Our military, moving free of the United Nations
on this one, is taking action to cripple the development of Saddam
Hussein's weaponry. There is heat in every direction.
But we still get a whole lot of hooey. For one,
there is the extraordinary relationship between the press, the
Republicans and Hollywood in their wagging of the "Wag the Dog"
theory. This refers to a movie in which a President starts a phony
war to deflect attention from his domestic troubles. Public figures
discuss this as though it were a legitimate metaphor for what
is happening now.
Take Senate Majority Leader Trent Lott
to whom I shall return later — who has criticized Mr. Bill in
the past for not being strong enough against Iraq. Now Lott is
talking about Mr. Bill's wagging the dog. I assume that this Republican's
disdain for Hollywood's depiction of politics has taken a pause
for one tabloid moment.
How about this: The United States military establishment
has hated Mr. Bill at least since the controversy over homosexuals
in the armed services.
The brass considers him a draft dodger, a former
pothead and a coward who cut and ran in Somalia when a handful
of our troops were killed and the opposition was no more than
a tribal warlord.
Mr. Bill's calling back a troopship on the way
to Haiti because a gaggle of thugs were on the beach waving around
some Russian rifles was considered more of the same.
This is the short list. Clinton is not, by any
means, the brass' man in the Oval Office. As far as they are concerned,
his lack of military will is why we have a problem with Saddam
Hussein in the first place. Had he shown any of George Bush's
willingness to plant his foot in the Iraqi dictator's posterior,
things would be far more quiet.
So, if Mr. Bill had suddenly developed a taste
for Iraqi blood to cover his impeachment troubles with the gore
of casualties, the men at the top of the military would have gone
Niagara on him in the press. They would have happily wagged his
dog over the falls. So much for that theory.
As for the Republican Party's interest in "the
American people," Rep. Barney Frank (D-Mass.) made a very important
observation on the House floor during the impeachment debate.

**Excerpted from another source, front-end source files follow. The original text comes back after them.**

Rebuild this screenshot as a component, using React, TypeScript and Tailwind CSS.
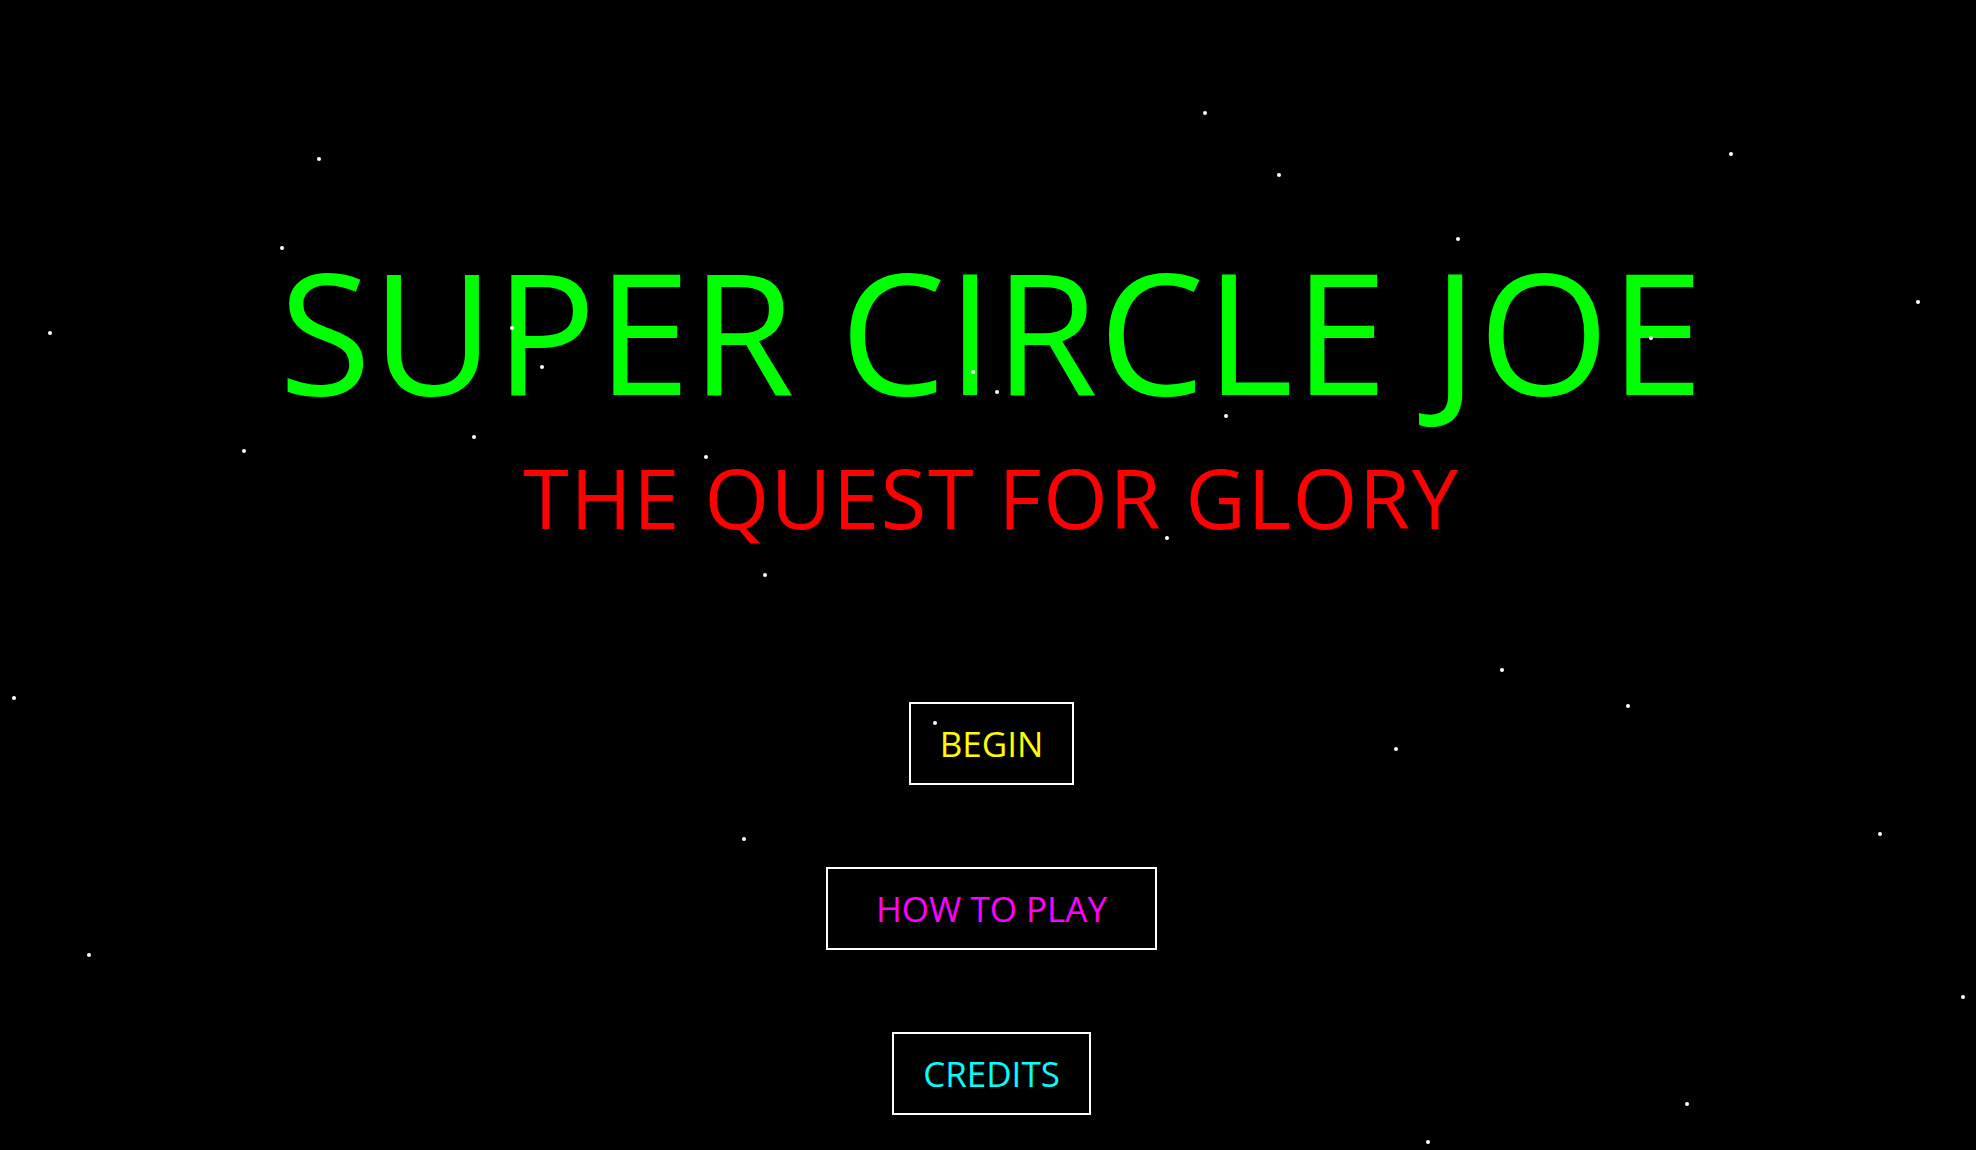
const stars = [
  'left-[317px] top-[157px]',
  'left-[1203px] top-[111px]',
  'left-[1277px] top-[173px]',
  'left-[1729px] top-[152px]',
  'left-[280px] top-[246px]',
  'left-[1456px] top-[237px]',
  'left-[48px] top-[331px]',
  'left-[1916px] top-[300px]',
  'left-[510px] top-[326px]',
  'left-[540px] top-[365px]',
  'left-[1649px] top-[336px]',
  'left-[971px] top-[370px]',
  'left-[995px] top-[390px]',
  'left-[1224px] top-[414px]',
  'left-[242px] top-[449px]',
  'left-[472px] top-[435px]',
  'left-[704px] top-[455px]',
  'left-[1165px] top-[536px]',
  'left-[763px] top-[573px]',
  'left-[12px] top-[696px]',
  'left-[1500px] top-[668px]',
  'left-[1626px] top-[704px]',
  'left-[933px] top-[721px]',
  'left-[1394px] top-[747px]',
  'left-[742px] top-[837px]',
  'left-[1878px] top-[832px]',
  'left-[87px] top-[953px]',
  'left-[1961px] top-[995px]',
  'left-[1685px] top-[1102px]',
  'left-[1426px] top-[1140px]',
];

const buttons = [
  { label: 'BEGIN', className: 'w-[165px] text-[#ffff00]' },
  { label: 'HOW TO PLAY', className: 'w-[331px] text-[#ff00ff]' },
  { label: 'CREDITS', className: 'w-[199px] text-[#00ffff]' },
];

const App = () => {
  return (
    <div className="relative h-[1150px] w-full overflow-hidden bg-black font-['Open_Sans',sans-serif]">
      {stars.map((pos) => (
        <span key={pos} className={`absolute h-[4px] w-[4px] rounded-full bg-white ${pos}`} />
      ))}

      <div className="flex flex-col items-center pl-[7px] pt-[246px]">
        <h1 className="text-[168px] leading-none tracking-[0.8px] text-[#00ff00] whitespace-nowrap">
          SUPER CIRCLE JOE
        </h1>
        <h2 className="mt-[41px] text-[83px] leading-none tracking-[1.7px] text-[#ff0000] whitespace-nowrap">
          THE QUEST FOR GLORY
        </h2>

        <div className="mt-[164px] flex flex-col items-center gap-[82px]">
          {buttons.map((b) => (
            <button
              key={b.label}
              className={`h-[83px] border-2 border-white bg-transparent text-[35px] leading-none ${b.className}`}
            >
              {b.label}
            </button>
          ))}
        </div>
      </div>
    </div>
  );
};

export default App;
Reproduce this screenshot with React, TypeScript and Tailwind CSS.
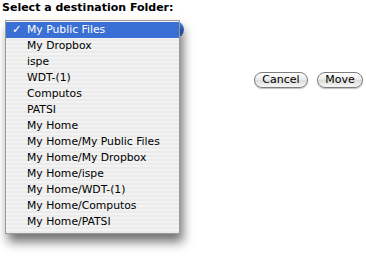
const folders = [
  "My Public Files",
  "My Dropbox",
  "ispe",
  "WDT-(1)",
  "Computos",
  "PATSI",
  "My Home",
  "My Home/My Public Files",
  "My Home/My Dropbox",
  "My Home/ispe",
  "My Home/WDT-(1)",
  "My Home/Computos",
  "My Home/PATSI",
];

function AquaButton({ label, width }: { label: string; width: string }) {
  return (
    <button
      className={`${width} h-[16px] rounded-full border border-[#7d7d7d] bg-[linear-gradient(#ffffff,#e9e9e9_50%,#dcdcdc_51%,#f6f6f6)] shadow-[0_1px_1px_rgba(0,0,0,0.25)] text-[11px] leading-[14px] text-black font-['DejaVu_Sans',sans-serif]`}
    >
      {label}
    </button>
  );
}

export default function App() {
  return (
    <div className="w-[366px] h-[256px] bg-white font-['DejaVu_Sans',sans-serif] text-black overflow-hidden">
      <div className="pl-[2px] pt-[1px] text-[11px] leading-[14px] font-bold">
        Select a destination Folder:
      </div>
      <div className="flex mt-[5px]">
        {/* popup menu */}
        <div className="relative ml-[5px]">
          <div className="absolute left-[170px] top-[1px] w-[9px] h-[17px] rounded-r-full bg-[linear-gradient(#6a9be6,#2f66cc_50%,#3d78d6)]" />
          <div className="relative w-[175px] h-[214px] border border-[#9a9a9a] pt-[1px] bg-[repeating-linear-gradient(#f3f3f3_0px,#f3f3f3_2px,#ebebeb_2px,#ebebeb_4px)] shadow-[3px_8px_10px_rgba(0,0,0,0.55)]">
            {folders.map((name, i) => (
              <div
                key={name}
                className={`flex items-center h-[16px] text-[10.8px] ${
                  i === 0 ? "bg-[#3a6fd6] text-white" : "text-black"
                }`}
              >
                <span className="w-[21px] shrink-0 pl-[6px] text-[11.5px]">{i === 0 ? "✓" : ""}</span>
                <span>{name}</span>
              </div>
            ))}
          </div>
        </div>
        {/* actions */}
        <div className="flex gap-[9px] ml-[74px] mt-[52px] h-[16px]">
          <AquaButton label="Cancel" width="w-[54px]" />
          <AquaButton label="Move" width="w-[46px]" />
        </div>
      </div>
    </div>
  );
}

By refusing to allow a vote on censure, the ideologues of the
Republican Party made it impossible for the punishment desired
by the majority of the citizenry to get a yea or a nay. All or
nothing at all.
Lastly, when the trial begins in the Senate,
there will be more and more Republicans caught with their pants
down in the wrong places. But neither their bad taste and dishonesty
nor Mr. Bill's about Monica Lewinsky — are as important
as other things.
Secret sexual liaisons with adults are nowhere
nearly as serious as the fact that Lott and Rep. Bob Barr of Georgia
have ties to the Council of Conservative Citizens, considered
a successor to the notorious White Citizens Council that battled
against civil rights during the '50s and '60s. Lott writes a column
for the CCC publication, and Barr was a keynote speaker at a CCC
meeting last June.
An organization called Fairness and Accuracy
in Reporting has been gathering such information on Brother Lott
and Brother Barr. That raises the issue of whether Republicans
will be constantly asked from now on about these men and their
association with unreconstructed Southern racists the same way
that black politicians are always asked about Louis Farrakhan.
We shall see. We shall see. Were a black Democrat
who was Senate majority leader chummy with Farrakhan, you can
bet we wouldn't hear the end of that before, during or after an
impeachment trial. So let's see just how often the media wags
this dog at Brother Lott and Brother Barr.